Even then, it was not immediately clear whether the proposition of more ideological Islamic parties would be welcome among Indonesia’s wide Muslim voter base.

Ujang noted the strong performance of parties like the Indonesian Democratic Party of Struggle (PDI-P) and the Golkar Party, both of which had established solid networks with Islamic organizations at the grassroots level.

This, he said, indicated that nationalist platforms were still able to take a slice of the voter base of Islamic parties.

On the other hand, Indonesia’s vastly moderate Muslims – colloquially dubbed Islam abangan – are not always trusting of political platforms that peddle religious rhetoric.

This explains the majority of Muslim voters’ preference for nationalist parties, said Sirojudin Abbas, executive director of Jakarta-based pollster Saiful Mujani Research and Consulting (SMRC).

At most, the two newcomers were taking advantage of a moment of “nostalgia among senior politicians” on the back of a perceived increase in activism by conservative Muslims, Sirojudin said.

“Such nostalgia was fueled by the increased activism of conservative Islamic groups since the 212 Movement. The number of people who took to the streets could perhaps raise the hopes of these politicians, but their numbers are not significant in terms of the electorate,” he said.

The 212 Movement, mobilized by firebrand cleric Rizieq Shihab, who returned after years of self-imposed exile on Tuesday, played a key role in shifting public opinion in the bitterly contested 2017 Jakarta gubernatorial race.

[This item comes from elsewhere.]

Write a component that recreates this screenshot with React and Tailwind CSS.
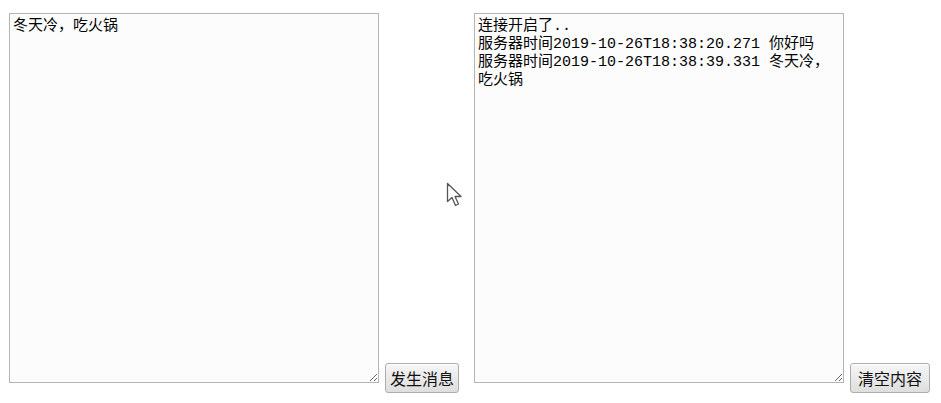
import React from 'react';

function Cursor() {
  return (
    <svg className="absolute left-[446px] top-[182px]" width="18" height="26" viewBox="0 0 18 26">
      <path
        d="M1.5 1.5 L1.5 19.5 L6 15.5 L9.5 23.5 L12.5 22 L9 14.5 L15 14.5 Z"
        fill="#ffffff"
        stroke="#555555"
        strokeWidth="1.3"
        strokeLinejoin="round"
      />
    </svg>
  );
}

export default function App() {
  const log =
    '连接开启了..\n服务器时间2019-10-26T18:38:20.271 你好吗\n服务器时间2019-10-26T18:38:39.331 冬天冷，吃火锅';

  return (
    <div className="relative w-[941px] h-[403px] bg-white">
      <div className="flex items-end pl-[9px] pt-[13px]">
        <textarea
          className="w-[370px] h-[370px] mb-[10px] border border-[#b4b4b4] bg-[#fcfcfc] px-[3px] pt-[4px] pb-[3px] font-['Liberation_Mono','Noto_Sans_CJK_SC',monospace] text-[15px] leading-[18px] text-black outline-none"
          defaultValue="冬天冷，吃火锅"
        />
        <button className="ml-[6px] w-[74px] h-[30px] rounded-[3px] border border-[#adadad] bg-gradient-to-b from-[#f6f6f6] to-[#dedede] font-['Noto_Sans_CJK_SC',sans-serif] text-[16px] text-[#111] shadow-[inset_0_1px_0_#fff]">
          发生消息
        </button>
        <textarea
          className="ml-[15px] w-[370px] h-[370px] mb-[10px] border border-[#b4b4b4] bg-[#fcfcfc] px-[3px] pt-[4px] pb-[3px] font-['Liberation_Mono','Noto_Sans_CJK_SC',monospace] text-[15px] leading-[18px] text-black outline-none"
          defaultValue={log}
        />
        <button className="ml-[6px] w-[80px] h-[30px] rounded-[3px] border border-[#adadad] bg-gradient-to-b from-[#f6f6f6] to-[#dedede] font-['Noto_Sans_CJK_SC',sans-serif] text-[16px] text-[#111] shadow-[inset_0_1px_0_#fff]">
          清空内容
        </button>
      </div>
      <Cursor />
    </div>
  );
}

Observers of the election at the time noted that the rallies mobilized by the movement were an inflection point that shifted Indonesia’s political scene to the right.

However, much like the small militant groups like the Islam Defenders Front (FPI), a vast majority of Muslims choose to operate outside of the political party system, including in larger, more moderate groups like Nahdlatul Ulama and Muhammadiyah.